Monday, November 06, 2006
hullo. havent been updating in the past 5 days or so. why? because my life is boring. and for the past 2 days, i havent stepped a foot out of my house. just staying indoors, wasting every second of my life, doing nothing. and ruining myself with peach tea almost every night. An average of 9 glasses of peach tea a day. and i could see my future already. from what i've done in the past, i took full responsibility of my actions, im facing the consequences of it. i expect a really rocky two months ahead. oh. im such a fool.
SUNDAY.
peach tea overdose the night before. uncontrollable pissing until about 5am. slept at 530am. and the next morning, i had to go to music class, but i didnt go in the end. plain tired and i was beyond time. and today was probably one of the most boring-est days in my life. i stayed home the whole day. parents left together with grandma to go somewhere, i was asked to follow, but i declined. from 5pm onwards, i was a lonely boy. and they wont return till about 11pm. stoning online was killing me, so i watched Battle Royale on my laptop. but before doing that, i went down to cheers below to grab a movie snack. i have a reason to like Cheers now because they had a new snack in store which is a fat guy's dream come true. Nachos with cheese, those you can find at any movie snack bar. the exact same thing. all i have to do is just grab one of those plastic trays, a bag of plain Nachos, go up to the vending machine to retrieve fresh, warm cheese, and in generous servings too. what's best, all these for JUST $2.05! i felt like a fool paying up to $4++ at movie snack bars for the same damn thing.
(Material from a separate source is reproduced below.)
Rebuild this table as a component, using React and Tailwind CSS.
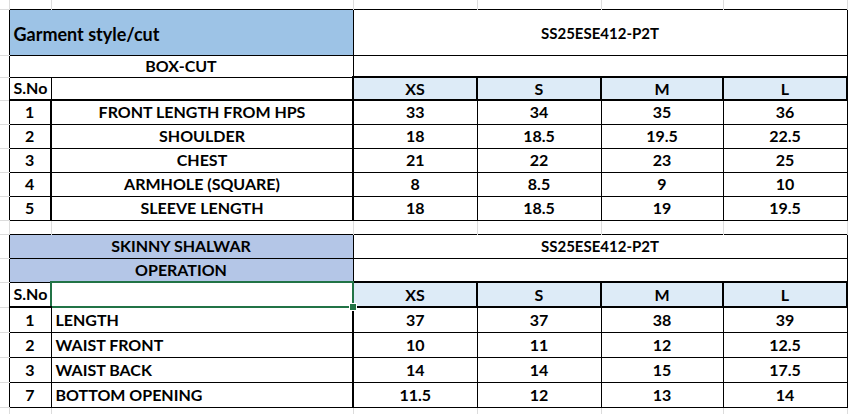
const FONT = "font-[Lato,'Liberation_Sans',sans-serif]";

const topRows = [
  ["1", "FRONT LENGTH FROM HPS", "33", "34", "35", "36"],
  ["2", "SHOULDER", "18", "18.5", "19.5", "22.5"],
  ["3", "CHEST", "21", "22", "23", "25"],
  ["4", "ARMHOLE (SQUARE)", "8", "8.5", "9", "10"],
  ["5", "SLEEVE LENGTH", "18", "18.5", "19", "19.5"],
];

const shalwarRows = [
  ["1", "LENGTH", "37", "37", "38", "39"],
  ["2", "WAIST FRONT", "10", "11", "12", "12.5"],
  ["3", "WAIST BACK", "14", "14", "15", "17.5"],
  ["7", "BOTTOM OPENING", "11.5", "12", "13", "14"],
];

const sizes = ["XS", "S", "M", "L"];

// empty sheet row, only the light gridlines
function BlankRow({ h }) {
  return (
    <tr className={h}>
      <td className="border-r border-b border-[#dcdcdc]" />
      <td className="border-r border-[#dcdcdc]" />
      <td className="border-r border-[#dcdcdc]" />
      <td className="border-r border-[#dcdcdc]" />
      <td className="border-r border-[#dcdcdc]" />
      <td className="border-r border-[#dcdcdc]" />
      <td className="border-r border-[#dcdcdc]" />
      <td />
    </tr>
  );
}

function Gutter() {
  return <td className="border-b border-[#dcdcdc]" />;
}

function SizeHeader() {
  return sizes.map((s) => (
    <td key={s} className="border-2 border-black bg-[#ddebf7] text-center">
      {s}
    </td>
  ));
}

export default function App() {
  return (
    <div className={`w-[853px] h-[414px] overflow-hidden bg-white text-black font-bold text-[16px] leading-none ${FONT}`}>
      <table className="w-[853px] table-fixed border-collapse">
        <colgroup>
          <col className="w-[9px]" />
          <col className="w-[42px]" />
          <col className="w-[302px]" />
          <col className="w-[124px]" />
          <col className="w-[124px]" />
          <col className="w-[122px]" />
          <col className="w-[124px]" />
          <col className="w-[6px]" />
        </colgroup>
        <tbody>
          <BlankRow h="h-[9px]" />

          {/* box-cut block */}
          <tr className="h-[46px]">
            <Gutter />
            <td colSpan={2} className="border border-black bg-[#9dc3e6] pl-[4px] pt-[4px] text-[18px]">
              Garment style/cut
            </td>
            <td colSpan={4} className="border border-black text-center text-[15px] pt-[2px]">
              SS25ESE412-P2T
            </td>
            <td />
          </tr>
          <tr className="h-[22px]">
            <Gutter />
            <td colSpan={2} className="border border-black text-center">
              BOX-CUT
            </td>
            <td colSpan={4} className="border border-black" />
            <td />
          </tr>
          <tr className="h-[23px]">
            <Gutter />
            <td className="border border-b-2 border-black pl-[4px]">S.No</td>
            <td className="border border-b-2 border-black" />
            <SizeHeader />
            <td />
          </tr>
          {topRows.map((r) => (
            <tr key={r[0]} className="h-[24px]">
              <Gutter />
              <td className="border border-black text-center">{r[0]}</td>
              <td className="border border-x-2 border-black text-center">{r[1]}</td>
              {r.slice(2).map((v, i) => (
                <td key={i} className="border border-black text-center">
                  {v}
                </td>
              ))}
              <td />
            </tr>
          ))}

          <BlankRow h="h-[14px]" />

          {/* skinny shalwar block */}
          <tr className="h-[24px]">
            <Gutter />
            <td colSpan={2} className="border border-black bg-[#b4c6e7] text-center">
              SKINNY SHALWAR
            </td>
            <td colSpan={4} className="border border-black text-center text-[15px]">
              SS25ESE412-P2T
            </td>
            <td />
          </tr>
          <tr className="h-[24px]">
            <Gutter />
            <td colSpan={2} className="border border-black bg-[#b4c6e7] text-center">
              OPERATION
            </td>
            <td colSpan={4} className="border border-black" />
            <td />
          </tr>
          <tr className="h-[25px]">
            <Gutter />
            <td className="border border-b-2 border-black pl-[4px]">S.No</td>
            <td className="relative border-2 border-[#217346] p-0">
              <span className="absolute -right-[4px] -bottom-[4px] h-[6px] w-[6px] bg-[#217346] outline outline-1 outline-white" />
            </td>
            <SizeHeader />
            <td />
          </tr>
          {shalwarRows.map((r) => (
            <tr key={r[0]} className="h-[25px]">
              <Gutter />
              <td className="border border-black text-center">{r[0]}</td>
              <td className="border border-r-2 border-black pl-[4px]">{r[1]}</td>
              {r.slice(2).map((v, i) => (
                <td key={i} className="border border-black text-center">
                  {v}
                </td>
              ))}
              <td />
            </tr>
          ))}

          <BlankRow h="h-[10px]" />
        </tbody>
      </table>
    </div>
  );
}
RIPOFFs. but also, i have a reason to hate the new CHeers outlet. they have downgraded from a 24 hour convenience store to a measely 7am-11pm opening hour. damn it. and most of the time i crave for snacks from 1am onwards.
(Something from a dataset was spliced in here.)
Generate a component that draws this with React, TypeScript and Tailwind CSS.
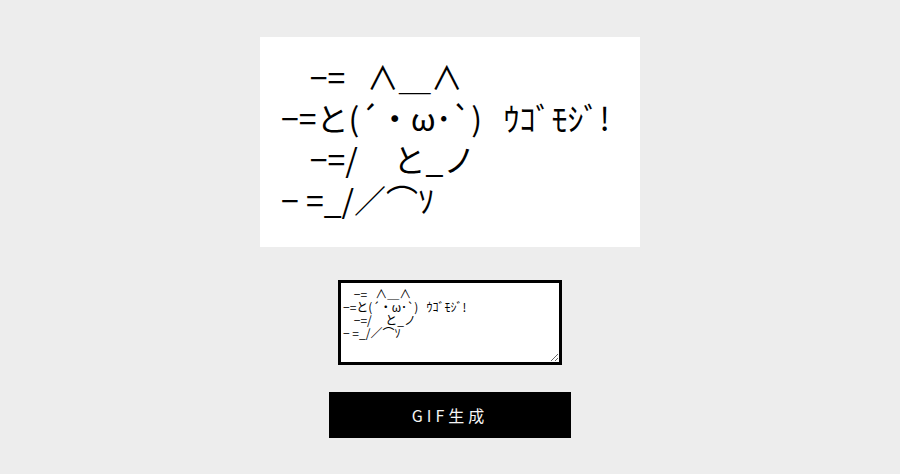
import React, { useState } from "react";

const DEFAULT_AA = [
  "    −=   ∧＿∧",
  "−=と(´・ω･`)   ｳｺﾞﾓｼﾞ!",
  "    −=/     と_ノ",
  "− =_/／⌒ｿ",
].join("\n");

const App: React.FC = () => {
  const [aa, setAa] = useState(DEFAULT_AA);

  return (
    <div className="min-h-[474px] bg-[#ededed] flex flex-col items-center pt-[37px] font-['Noto_Sans_CJK_JP',sans-serif]">
      {/* preview */}
      <div className="w-[380px] h-[210px] bg-white pl-[21px] pt-[19px] overflow-hidden">
        <pre className="whitespace-pre text-[32px] leading-[41px] text-black font-['Noto_Sans_CJK_JP',sans-serif]">
          {aa}
        </pre>
      </div>

      {/* input */}
      <textarea
        className="mt-[33px] w-[224px] h-[85px] border-[3px] border-black bg-white px-[2px] pt-[4px] text-[12px] leading-[13px] text-black font-['Noto_Sans_CJK_JP',sans-serif] whitespace-pre outline-none"
        value={aa}
        onChange={(e) => setAa(e.target.value)}
        spellCheck={false}
      />

      <button className="mt-[27px] w-[242px] h-[46px] bg-black text-[#f5f5f5] text-[16px] tracking-[4px] font-['Noto_Sans_CJK_JP',sans-serif]">
        GIF生成
      </button>
    </div>
  );
};

export default App;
after buying what's necessary, went up to start watching Battle Royale. for those who dont know, i could give a brief synopsis of this japanese movie. it is quite an old movie, released in 2000. i watched it before, when i was 13 i think. The movie is about this new Law released by the government, which carefully selects candidates for the BR program. so who are the candidates? most high school dropouts, and teenagers who are rude to their elders. firstly, those selected are drugged and brought to a secluded island, still unconscious, and worse, unaware that they are EVEN inside the program. and the main objective for all of them is to kill each other till there's only one remaining survivor on the island, in a span of 3 days. and none of them could escape this "game" because all of them have belts secured around their necks, and they are carefully monitored on the radar, and any attempt to remove the belt would trigger it to explode, and causing a really messy death. and if no winner is declared after 3 days, all the belts would activate, and everyone dies. in my opinion, this law is sick and sadistic. but it's just a movie anyway.
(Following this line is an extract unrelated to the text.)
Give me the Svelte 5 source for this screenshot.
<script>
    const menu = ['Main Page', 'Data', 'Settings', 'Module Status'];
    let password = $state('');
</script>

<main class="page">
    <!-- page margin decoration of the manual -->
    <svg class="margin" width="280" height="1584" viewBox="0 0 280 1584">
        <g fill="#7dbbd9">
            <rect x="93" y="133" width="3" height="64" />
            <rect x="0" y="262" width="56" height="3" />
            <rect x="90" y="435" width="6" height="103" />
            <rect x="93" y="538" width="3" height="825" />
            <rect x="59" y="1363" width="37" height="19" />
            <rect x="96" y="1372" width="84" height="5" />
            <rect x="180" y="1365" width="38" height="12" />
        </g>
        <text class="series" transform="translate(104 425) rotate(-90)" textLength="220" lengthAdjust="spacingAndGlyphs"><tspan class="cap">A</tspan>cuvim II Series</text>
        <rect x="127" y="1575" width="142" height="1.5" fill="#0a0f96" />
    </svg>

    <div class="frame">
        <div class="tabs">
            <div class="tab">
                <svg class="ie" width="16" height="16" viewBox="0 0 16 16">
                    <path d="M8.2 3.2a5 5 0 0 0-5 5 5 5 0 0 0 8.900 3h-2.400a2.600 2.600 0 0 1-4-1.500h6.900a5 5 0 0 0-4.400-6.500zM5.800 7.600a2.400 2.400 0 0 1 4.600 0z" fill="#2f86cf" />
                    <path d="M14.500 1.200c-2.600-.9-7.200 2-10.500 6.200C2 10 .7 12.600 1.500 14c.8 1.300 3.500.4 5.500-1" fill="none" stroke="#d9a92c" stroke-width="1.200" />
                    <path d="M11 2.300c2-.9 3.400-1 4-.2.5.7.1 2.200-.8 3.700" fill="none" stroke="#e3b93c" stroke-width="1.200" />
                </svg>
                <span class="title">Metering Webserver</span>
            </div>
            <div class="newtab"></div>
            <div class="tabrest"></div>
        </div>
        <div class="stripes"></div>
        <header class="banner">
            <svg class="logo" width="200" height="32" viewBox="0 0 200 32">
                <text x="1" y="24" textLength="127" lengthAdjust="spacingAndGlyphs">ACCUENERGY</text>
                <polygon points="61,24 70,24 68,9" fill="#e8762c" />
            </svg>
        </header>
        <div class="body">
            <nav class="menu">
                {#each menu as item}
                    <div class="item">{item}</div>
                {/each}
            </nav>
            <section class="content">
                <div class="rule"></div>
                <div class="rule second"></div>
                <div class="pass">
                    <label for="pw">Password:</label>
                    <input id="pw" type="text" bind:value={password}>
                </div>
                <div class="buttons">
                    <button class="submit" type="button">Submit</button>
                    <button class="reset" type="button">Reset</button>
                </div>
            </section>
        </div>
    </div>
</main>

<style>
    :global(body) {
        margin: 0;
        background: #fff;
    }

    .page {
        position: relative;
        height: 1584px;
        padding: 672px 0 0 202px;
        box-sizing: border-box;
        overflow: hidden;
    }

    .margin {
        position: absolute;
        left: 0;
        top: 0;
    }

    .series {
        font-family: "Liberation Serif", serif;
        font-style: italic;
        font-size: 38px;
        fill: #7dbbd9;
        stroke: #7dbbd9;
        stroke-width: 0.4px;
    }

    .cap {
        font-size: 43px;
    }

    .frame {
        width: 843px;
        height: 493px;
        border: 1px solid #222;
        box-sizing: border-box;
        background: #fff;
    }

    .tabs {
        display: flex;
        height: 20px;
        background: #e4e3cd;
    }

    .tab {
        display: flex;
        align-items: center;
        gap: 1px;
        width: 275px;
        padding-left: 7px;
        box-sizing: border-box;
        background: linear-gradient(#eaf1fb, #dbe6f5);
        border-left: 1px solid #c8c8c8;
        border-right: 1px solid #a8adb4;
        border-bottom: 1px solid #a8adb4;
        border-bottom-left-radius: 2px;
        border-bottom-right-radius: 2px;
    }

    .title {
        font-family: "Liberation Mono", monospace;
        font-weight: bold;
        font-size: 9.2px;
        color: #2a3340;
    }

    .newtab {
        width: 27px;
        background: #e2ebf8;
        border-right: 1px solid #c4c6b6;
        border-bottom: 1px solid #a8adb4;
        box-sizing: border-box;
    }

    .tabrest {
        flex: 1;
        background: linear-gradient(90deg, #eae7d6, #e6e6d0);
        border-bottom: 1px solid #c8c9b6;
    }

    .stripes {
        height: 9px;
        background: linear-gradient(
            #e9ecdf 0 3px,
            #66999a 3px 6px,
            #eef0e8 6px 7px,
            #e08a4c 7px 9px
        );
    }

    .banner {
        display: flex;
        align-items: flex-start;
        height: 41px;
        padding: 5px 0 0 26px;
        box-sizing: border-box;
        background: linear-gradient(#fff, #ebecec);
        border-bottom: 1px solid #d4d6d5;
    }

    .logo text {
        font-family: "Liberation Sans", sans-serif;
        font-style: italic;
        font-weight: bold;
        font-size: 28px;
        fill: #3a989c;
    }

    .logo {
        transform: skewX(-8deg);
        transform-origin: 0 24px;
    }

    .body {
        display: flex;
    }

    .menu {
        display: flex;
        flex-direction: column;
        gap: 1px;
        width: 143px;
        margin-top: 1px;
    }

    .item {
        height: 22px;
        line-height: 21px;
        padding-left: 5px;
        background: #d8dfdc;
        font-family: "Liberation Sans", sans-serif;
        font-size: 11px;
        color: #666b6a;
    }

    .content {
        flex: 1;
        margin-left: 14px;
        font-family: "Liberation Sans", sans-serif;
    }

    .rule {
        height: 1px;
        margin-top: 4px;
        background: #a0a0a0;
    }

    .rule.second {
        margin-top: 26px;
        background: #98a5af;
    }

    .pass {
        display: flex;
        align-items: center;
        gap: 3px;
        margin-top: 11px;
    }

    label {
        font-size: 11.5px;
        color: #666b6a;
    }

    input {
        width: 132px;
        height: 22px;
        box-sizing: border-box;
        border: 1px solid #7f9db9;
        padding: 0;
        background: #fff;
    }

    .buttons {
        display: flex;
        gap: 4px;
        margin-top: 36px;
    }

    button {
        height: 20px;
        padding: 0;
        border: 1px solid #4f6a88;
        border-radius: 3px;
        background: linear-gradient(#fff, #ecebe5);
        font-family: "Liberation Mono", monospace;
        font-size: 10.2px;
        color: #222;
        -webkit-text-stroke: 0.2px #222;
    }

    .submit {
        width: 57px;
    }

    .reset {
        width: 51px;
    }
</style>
after the movie, it was barely 10pm, and i kinda forgot what i did already. so that's a boring sunday rounded up.
MONDAY. (today)
it was no better than yesterday. once again, i didnt go out, because i would be wasting my time lurking around the streets of town with nothing in mind. actually, i had plans to cut my hair, after giving some thoughts, i decided to drop the idea. i'll let it grow longer first. and i want a long fringe this time, goodbye to short fringe days. yesterday, at about 10pm, i drank my last glass of peach tea because the bottle of tea concentrate finished. but i got that problem solved today, a new one purchased of course. ate at mac downstairs as a late lunch. went upstairs back to watch Battle Royale 2. stoned a little while before Goong started. but things changed a little for the night. went to CP for dinner till about 10pm. and that's monday.
And now. im just sitting around, planning out what should i do for tmr(tuesday). if i stay home AGAIN, that will be a new record. but i have no intention of breaking records. i NEED to leave the house. and this thursday, would mark my last day in school for the holidays. i just have to attend a practical test for only TEN minutes in school, and thats it. actually, seriously, if i still attended it, my fate would still remain the same. but i'll just show myself anyway. i've downgraded to a "loner" status in school already. and that sucks.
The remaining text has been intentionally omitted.